- Given information
┄┄┄┄┄┄┄┄┄┄┄┄┄┄┄┄┄┄┄┄

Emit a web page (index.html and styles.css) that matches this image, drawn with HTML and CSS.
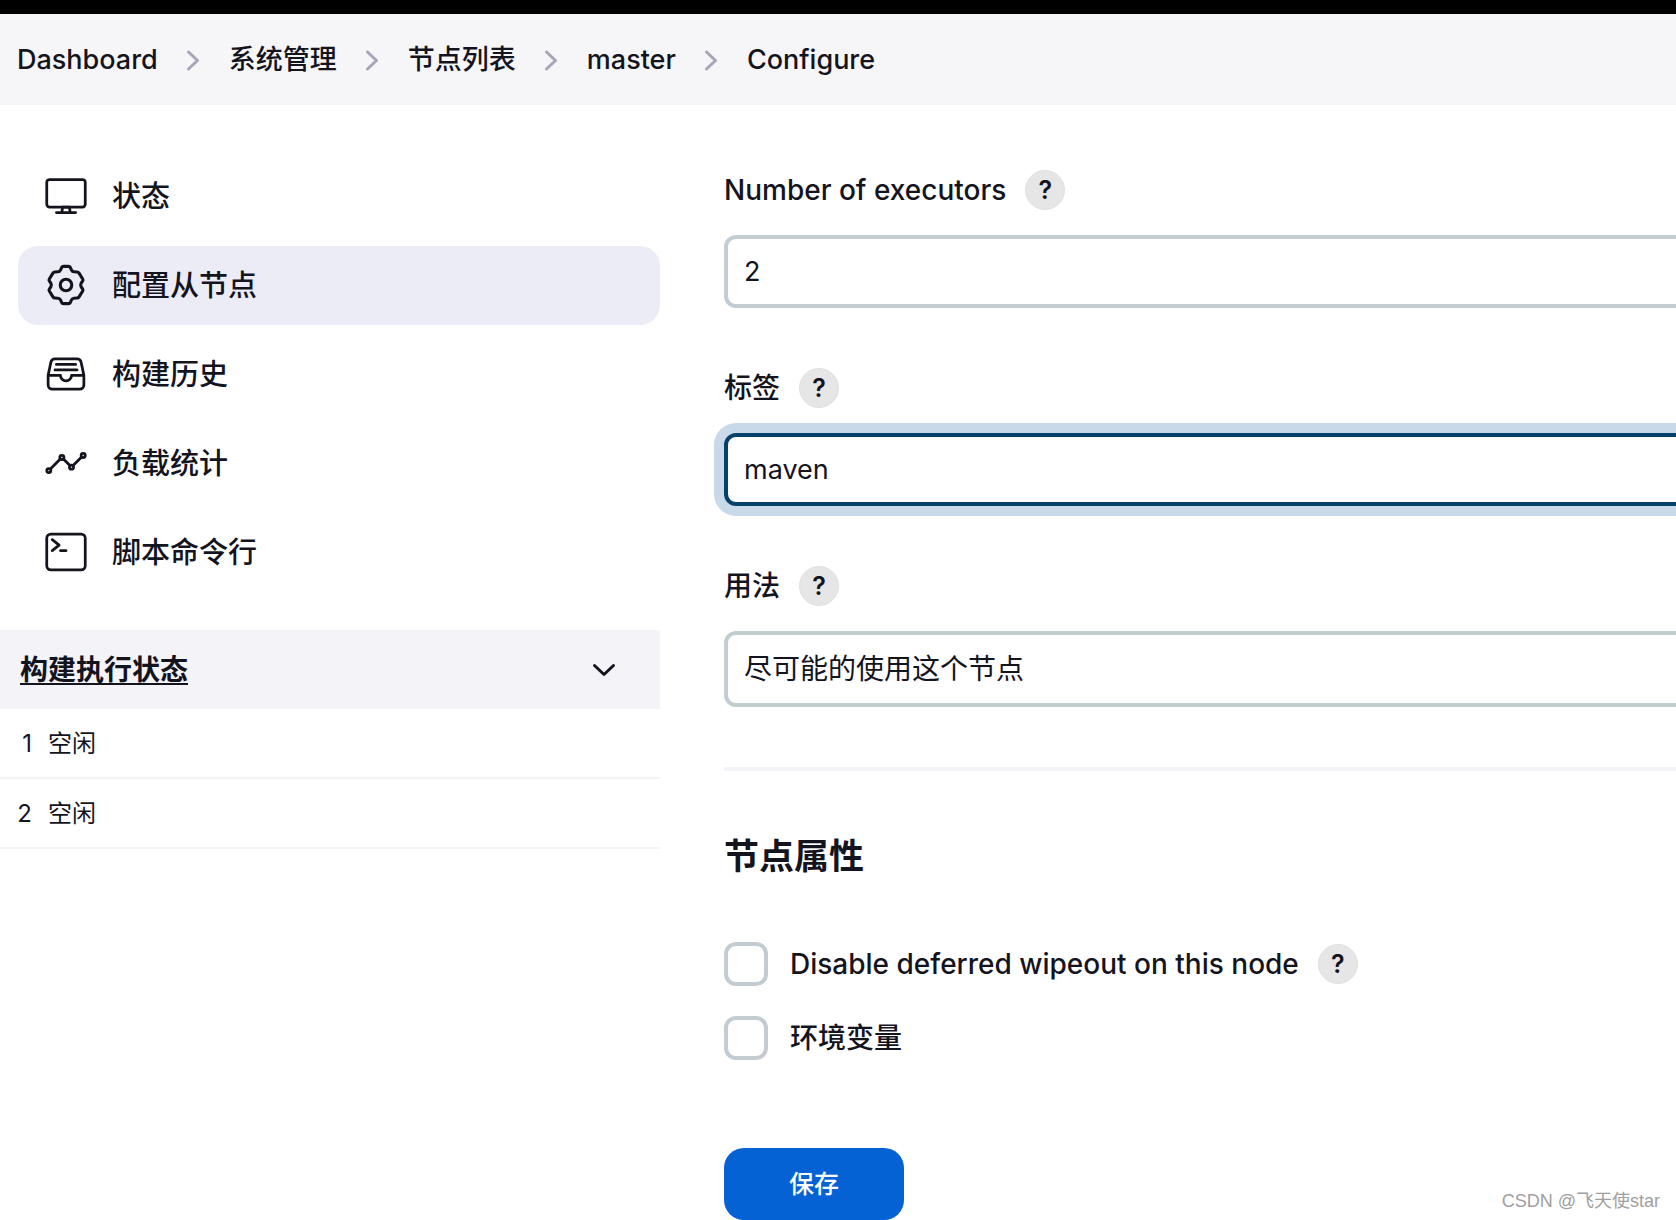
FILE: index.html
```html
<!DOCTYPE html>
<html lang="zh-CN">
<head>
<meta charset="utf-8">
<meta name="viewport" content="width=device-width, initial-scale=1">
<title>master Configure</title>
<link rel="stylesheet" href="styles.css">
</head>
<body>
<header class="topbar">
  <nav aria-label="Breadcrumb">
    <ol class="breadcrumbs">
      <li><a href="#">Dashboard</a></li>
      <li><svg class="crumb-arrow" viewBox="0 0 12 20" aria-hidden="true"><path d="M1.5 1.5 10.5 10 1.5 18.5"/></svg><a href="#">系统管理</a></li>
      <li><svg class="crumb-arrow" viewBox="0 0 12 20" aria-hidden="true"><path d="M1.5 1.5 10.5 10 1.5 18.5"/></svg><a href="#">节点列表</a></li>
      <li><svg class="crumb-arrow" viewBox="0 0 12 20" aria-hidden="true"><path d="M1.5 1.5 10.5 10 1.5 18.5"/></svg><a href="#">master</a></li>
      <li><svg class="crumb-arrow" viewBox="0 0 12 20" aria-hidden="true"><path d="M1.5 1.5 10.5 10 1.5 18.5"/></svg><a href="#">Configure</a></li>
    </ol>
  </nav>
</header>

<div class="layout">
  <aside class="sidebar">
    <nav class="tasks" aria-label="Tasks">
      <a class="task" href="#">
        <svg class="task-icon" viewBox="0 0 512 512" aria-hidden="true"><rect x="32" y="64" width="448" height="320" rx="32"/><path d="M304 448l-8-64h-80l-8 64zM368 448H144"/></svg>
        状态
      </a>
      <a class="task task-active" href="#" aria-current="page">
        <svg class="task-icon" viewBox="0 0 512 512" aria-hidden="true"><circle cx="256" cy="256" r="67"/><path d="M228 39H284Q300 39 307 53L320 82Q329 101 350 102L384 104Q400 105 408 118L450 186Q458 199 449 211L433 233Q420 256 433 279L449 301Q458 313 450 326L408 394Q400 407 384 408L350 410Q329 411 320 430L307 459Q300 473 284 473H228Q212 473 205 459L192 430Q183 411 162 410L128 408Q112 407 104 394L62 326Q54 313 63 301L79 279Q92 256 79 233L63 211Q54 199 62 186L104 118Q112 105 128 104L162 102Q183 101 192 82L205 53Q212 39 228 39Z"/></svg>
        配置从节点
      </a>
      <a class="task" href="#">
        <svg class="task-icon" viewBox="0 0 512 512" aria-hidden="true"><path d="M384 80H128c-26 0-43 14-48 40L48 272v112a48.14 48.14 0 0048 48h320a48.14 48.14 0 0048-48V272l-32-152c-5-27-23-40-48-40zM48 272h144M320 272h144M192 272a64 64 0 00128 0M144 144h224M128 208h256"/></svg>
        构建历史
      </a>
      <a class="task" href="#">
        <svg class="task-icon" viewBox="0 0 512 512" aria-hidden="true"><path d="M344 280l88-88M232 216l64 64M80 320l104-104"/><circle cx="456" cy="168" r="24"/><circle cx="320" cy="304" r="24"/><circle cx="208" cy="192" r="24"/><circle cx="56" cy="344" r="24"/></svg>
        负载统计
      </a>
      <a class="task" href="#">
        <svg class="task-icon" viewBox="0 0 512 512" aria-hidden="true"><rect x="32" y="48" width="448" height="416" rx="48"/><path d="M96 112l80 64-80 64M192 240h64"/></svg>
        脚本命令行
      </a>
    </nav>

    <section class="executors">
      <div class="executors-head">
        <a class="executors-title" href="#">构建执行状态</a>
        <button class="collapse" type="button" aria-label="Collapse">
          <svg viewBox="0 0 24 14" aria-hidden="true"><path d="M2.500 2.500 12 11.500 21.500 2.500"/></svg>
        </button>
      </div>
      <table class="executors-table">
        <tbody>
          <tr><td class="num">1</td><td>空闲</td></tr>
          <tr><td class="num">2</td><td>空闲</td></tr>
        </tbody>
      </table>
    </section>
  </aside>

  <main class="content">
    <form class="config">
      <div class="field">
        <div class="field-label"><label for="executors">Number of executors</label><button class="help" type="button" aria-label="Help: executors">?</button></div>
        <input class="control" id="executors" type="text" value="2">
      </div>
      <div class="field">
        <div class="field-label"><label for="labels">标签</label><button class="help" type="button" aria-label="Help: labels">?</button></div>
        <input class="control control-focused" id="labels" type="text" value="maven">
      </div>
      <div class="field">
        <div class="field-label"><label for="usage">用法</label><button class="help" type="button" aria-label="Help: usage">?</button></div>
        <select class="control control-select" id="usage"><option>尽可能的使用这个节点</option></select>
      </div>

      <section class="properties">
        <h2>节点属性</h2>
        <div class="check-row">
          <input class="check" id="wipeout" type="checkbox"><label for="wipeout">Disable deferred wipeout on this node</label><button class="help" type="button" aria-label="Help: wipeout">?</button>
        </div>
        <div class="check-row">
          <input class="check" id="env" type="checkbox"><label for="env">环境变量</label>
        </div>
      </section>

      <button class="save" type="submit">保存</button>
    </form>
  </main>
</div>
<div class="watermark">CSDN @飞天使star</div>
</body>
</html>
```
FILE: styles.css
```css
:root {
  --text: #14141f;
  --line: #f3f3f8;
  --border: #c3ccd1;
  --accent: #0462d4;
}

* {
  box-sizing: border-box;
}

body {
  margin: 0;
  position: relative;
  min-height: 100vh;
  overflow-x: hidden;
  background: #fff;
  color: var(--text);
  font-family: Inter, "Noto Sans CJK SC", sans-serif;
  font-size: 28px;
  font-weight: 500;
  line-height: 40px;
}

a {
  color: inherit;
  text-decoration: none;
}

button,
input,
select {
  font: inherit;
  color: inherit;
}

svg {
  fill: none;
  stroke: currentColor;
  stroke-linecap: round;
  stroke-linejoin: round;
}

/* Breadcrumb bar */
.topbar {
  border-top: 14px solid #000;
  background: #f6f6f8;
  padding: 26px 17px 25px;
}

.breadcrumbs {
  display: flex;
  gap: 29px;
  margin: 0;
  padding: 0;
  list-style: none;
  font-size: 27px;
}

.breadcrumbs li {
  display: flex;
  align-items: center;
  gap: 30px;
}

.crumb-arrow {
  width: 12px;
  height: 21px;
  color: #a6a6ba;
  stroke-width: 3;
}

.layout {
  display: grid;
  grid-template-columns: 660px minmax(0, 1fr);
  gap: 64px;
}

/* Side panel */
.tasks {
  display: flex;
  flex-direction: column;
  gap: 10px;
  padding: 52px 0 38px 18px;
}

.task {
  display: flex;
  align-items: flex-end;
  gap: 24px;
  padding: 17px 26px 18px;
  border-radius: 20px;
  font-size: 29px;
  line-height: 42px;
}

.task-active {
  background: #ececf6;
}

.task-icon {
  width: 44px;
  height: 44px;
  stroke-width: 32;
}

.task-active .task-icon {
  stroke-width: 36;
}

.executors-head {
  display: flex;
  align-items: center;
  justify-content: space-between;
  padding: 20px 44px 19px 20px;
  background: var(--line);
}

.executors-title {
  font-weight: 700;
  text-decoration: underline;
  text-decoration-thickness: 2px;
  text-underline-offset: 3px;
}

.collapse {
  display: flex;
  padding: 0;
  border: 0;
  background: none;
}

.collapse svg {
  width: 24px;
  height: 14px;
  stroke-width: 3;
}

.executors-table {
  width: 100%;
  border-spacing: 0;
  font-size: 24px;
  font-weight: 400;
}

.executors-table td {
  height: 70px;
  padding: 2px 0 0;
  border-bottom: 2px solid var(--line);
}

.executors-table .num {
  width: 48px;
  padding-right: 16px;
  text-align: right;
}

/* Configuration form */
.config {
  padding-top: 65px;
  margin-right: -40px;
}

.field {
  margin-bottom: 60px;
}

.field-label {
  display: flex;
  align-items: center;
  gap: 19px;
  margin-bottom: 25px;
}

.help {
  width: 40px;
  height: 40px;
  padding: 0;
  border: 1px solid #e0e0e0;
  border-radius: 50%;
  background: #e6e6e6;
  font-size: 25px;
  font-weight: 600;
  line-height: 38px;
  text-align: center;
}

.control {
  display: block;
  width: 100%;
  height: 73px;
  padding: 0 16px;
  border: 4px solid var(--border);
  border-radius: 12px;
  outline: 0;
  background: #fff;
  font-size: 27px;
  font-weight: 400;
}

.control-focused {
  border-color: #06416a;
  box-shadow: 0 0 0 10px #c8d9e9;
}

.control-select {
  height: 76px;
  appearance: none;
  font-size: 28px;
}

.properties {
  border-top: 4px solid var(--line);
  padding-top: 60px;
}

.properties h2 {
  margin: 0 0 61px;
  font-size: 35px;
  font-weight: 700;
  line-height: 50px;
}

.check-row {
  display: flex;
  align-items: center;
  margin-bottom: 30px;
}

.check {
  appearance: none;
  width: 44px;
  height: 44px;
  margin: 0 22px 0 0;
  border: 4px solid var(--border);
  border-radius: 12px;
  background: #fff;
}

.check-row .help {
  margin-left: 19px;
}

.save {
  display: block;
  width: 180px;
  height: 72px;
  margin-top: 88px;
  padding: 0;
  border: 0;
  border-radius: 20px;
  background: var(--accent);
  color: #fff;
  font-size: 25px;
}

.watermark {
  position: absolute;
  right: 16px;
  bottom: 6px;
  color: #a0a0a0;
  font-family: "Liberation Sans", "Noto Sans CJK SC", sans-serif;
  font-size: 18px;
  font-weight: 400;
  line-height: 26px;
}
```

┄┄┄┄┄┄┄┄┄┄┄┄┄┄┄┄┄┄┄┄

Scan the listing above for the word "styles" and show each line where it is found.

- Output for this exercise
Emit a web page (index.html and styles.css) that matches this image, drawn with HTML and CSS.
<link rel="stylesheet" href="styles.css">
FILE: styles.css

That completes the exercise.